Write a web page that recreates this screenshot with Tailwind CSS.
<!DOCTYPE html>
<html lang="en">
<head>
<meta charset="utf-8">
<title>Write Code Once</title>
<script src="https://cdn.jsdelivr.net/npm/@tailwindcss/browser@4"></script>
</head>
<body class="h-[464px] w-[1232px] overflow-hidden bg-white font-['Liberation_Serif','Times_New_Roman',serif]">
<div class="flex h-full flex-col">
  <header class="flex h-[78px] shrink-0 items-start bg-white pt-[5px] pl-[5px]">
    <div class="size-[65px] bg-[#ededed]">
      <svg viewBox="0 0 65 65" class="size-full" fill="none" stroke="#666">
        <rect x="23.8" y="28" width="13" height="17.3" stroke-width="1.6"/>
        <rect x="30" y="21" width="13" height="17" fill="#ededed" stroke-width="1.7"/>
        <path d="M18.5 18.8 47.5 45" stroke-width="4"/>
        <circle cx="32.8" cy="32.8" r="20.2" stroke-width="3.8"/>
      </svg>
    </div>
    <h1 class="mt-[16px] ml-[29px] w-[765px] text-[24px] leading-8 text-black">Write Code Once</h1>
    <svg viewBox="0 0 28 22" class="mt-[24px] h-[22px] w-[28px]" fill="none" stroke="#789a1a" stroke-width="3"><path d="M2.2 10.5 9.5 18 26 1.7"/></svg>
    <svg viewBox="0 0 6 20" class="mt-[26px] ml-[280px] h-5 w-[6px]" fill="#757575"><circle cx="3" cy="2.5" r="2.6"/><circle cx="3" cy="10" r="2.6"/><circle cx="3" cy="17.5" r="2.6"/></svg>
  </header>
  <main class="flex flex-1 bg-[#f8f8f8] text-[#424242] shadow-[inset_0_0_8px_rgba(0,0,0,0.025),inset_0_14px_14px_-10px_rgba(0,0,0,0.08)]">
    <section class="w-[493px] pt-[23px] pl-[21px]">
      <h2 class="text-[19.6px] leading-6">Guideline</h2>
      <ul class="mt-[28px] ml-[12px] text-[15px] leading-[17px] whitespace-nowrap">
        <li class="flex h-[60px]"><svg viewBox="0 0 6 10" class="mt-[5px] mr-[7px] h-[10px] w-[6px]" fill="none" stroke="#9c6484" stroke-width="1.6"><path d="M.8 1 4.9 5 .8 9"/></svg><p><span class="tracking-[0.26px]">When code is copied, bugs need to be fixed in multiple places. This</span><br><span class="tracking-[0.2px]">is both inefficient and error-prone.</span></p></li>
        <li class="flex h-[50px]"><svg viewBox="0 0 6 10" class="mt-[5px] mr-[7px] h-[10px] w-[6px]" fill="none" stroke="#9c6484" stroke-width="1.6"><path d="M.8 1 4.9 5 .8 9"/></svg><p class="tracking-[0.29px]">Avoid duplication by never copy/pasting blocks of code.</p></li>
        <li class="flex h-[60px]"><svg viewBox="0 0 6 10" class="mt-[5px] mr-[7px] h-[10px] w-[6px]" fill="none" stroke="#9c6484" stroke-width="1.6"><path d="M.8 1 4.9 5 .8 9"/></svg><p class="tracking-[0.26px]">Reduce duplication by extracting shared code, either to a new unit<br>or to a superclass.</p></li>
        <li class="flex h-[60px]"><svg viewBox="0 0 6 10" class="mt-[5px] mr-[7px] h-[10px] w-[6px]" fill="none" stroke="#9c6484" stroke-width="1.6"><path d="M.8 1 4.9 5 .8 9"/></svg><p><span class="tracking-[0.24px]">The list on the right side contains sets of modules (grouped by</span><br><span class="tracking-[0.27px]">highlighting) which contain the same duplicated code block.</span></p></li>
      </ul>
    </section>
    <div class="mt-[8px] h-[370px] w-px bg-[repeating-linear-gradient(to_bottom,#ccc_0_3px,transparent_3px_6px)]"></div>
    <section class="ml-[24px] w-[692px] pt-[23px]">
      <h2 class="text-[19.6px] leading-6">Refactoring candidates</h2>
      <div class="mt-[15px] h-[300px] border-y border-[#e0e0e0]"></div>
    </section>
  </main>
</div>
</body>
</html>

## EXERCISE TASK
All of the data needs to be printed once more, exactly.

## EXERCISE RESPONSE
Write a web page that recreates this screenshot with Tailwind CSS.
<!DOCTYPE html>
<html lang="en">
<head>
<meta charset="utf-8">
<title>Write Code Once</title>
<script src="https://cdn.jsdelivr.net/npm/@tailwindcss/browser@4"></script>
</head>
<body class="h-[464px] w-[1232px] overflow-hidden bg-white font-['Liberation_Serif','Times_New_Roman',serif]">
<div class="flex h-full flex-col">
  <header class="flex h-[78px] shrink-0 items-start bg-white pt-[5px] pl-[5px]">
    <div class="size-[65px] bg-[#ededed]">
      <svg viewBox="0 0 65 65" class="size-full" fill="none" stroke="#666">
        <rect x="23.8" y="28" width="13" height="17.3" stroke-width="1.6"/>
        <rect x="30" y="21" width="13" height="17" fill="#ededed" stroke-width="1.7"/>
        <path d="M18.5 18.8 47.5 45" stroke-width="4"/>
        <circle cx="32.8" cy="32.8" r="20.2" stroke-width="3.8"/>
      </svg>
    </div>
    <h1 class="mt-[16px] ml-[29px] w-[765px] text-[24px] leading-8 text-black">Write Code Once</h1>
    <svg viewBox="0 0 28 22" class="mt-[24px] h-[22px] w-[28px]" fill="none" stroke="#789a1a" stroke-width="3"><path d="M2.2 10.5 9.5 18 26 1.7"/></svg>
    <svg viewBox="0 0 6 20" class="mt-[26px] ml-[280px] h-5 w-[6px]" fill="#757575"><circle cx="3" cy="2.5" r="2.6"/><circle cx="3" cy="10" r="2.6"/><circle cx="3" cy="17.5" r="2.6"/></svg>
  </header>
  <main class="flex flex-1 bg-[#f8f8f8] text-[#424242] shadow-[inset_0_0_8px_rgba(0,0,0,0.025),inset_0_14px_14px_-10px_rgba(0,0,0,0.08)]">
    <section class="w-[493px] pt-[23px] pl-[21px]">
      <h2 class="text-[19.6px] leading-6">Guideline</h2>
      <ul class="mt-[28px] ml-[12px] text-[15px] leading-[17px] whitespace-nowrap">
        <li class="flex h-[60px]"><svg viewBox="0 0 6 10" class="mt-[5px] mr-[7px] h-[10px] w-[6px]" fill="none" stroke="#9c6484" stroke-width="1.6"><path d="M.8 1 4.9 5 .8 9"/></svg><p><span class="tracking-[0.26px]">When code is copied, bugs need to be fixed in multiple places. This</span><br><span class="tracking-[0.2px]">is both inefficient and error-prone.</span></p></li>
        <li class="flex h-[50px]"><svg viewBox="0 0 6 10" class="mt-[5px] mr-[7px] h-[10px] w-[6px]" fill="none" stroke="#9c6484" stroke-width="1.6"><path d="M.8 1 4.9 5 .8 9"/></svg><p class="tracking-[0.29px]">Avoid duplication by never copy/pasting blocks of code.</p></li>
        <li class="flex h-[60px]"><svg viewBox="0 0 6 10" class="mt-[5px] mr-[7px] h-[10px] w-[6px]" fill="none" stroke="#9c6484" stroke-width="1.6"><path d="M.8 1 4.9 5 .8 9"/></svg><p class="tracking-[0.26px]">Reduce duplication by extracting shared code, either to a new unit<br>or to a superclass.</p></li>
        <li class="flex h-[60px]"><svg viewBox="0 0 6 10" class="mt-[5px] mr-[7px] h-[10px] w-[6px]" fill="none" stroke="#9c6484" stroke-width="1.6"><path d="M.8 1 4.9 5 .8 9"/></svg><p><span class="tracking-[0.24px]">The list on the right side contains sets of modules (grouped by</span><br><span class="tracking-[0.27px]">highlighting) which contain the same duplicated code block.</span></p></li>
      </ul>
    </section>
    <div class="mt-[8px] h-[370px] w-px bg-[repeating-linear-gradient(to_bottom,#ccc_0_3px,transparent_3px_6px)]"></div>
    <section class="ml-[24px] w-[692px] pt-[23px]">
      <h2 class="text-[19.6px] leading-6">Refactoring candidates</h2>
      <div class="mt-[15px] h-[300px] border-y border-[#e0e0e0]"></div>
    </section>
  </main>
</div>
</body>
</html>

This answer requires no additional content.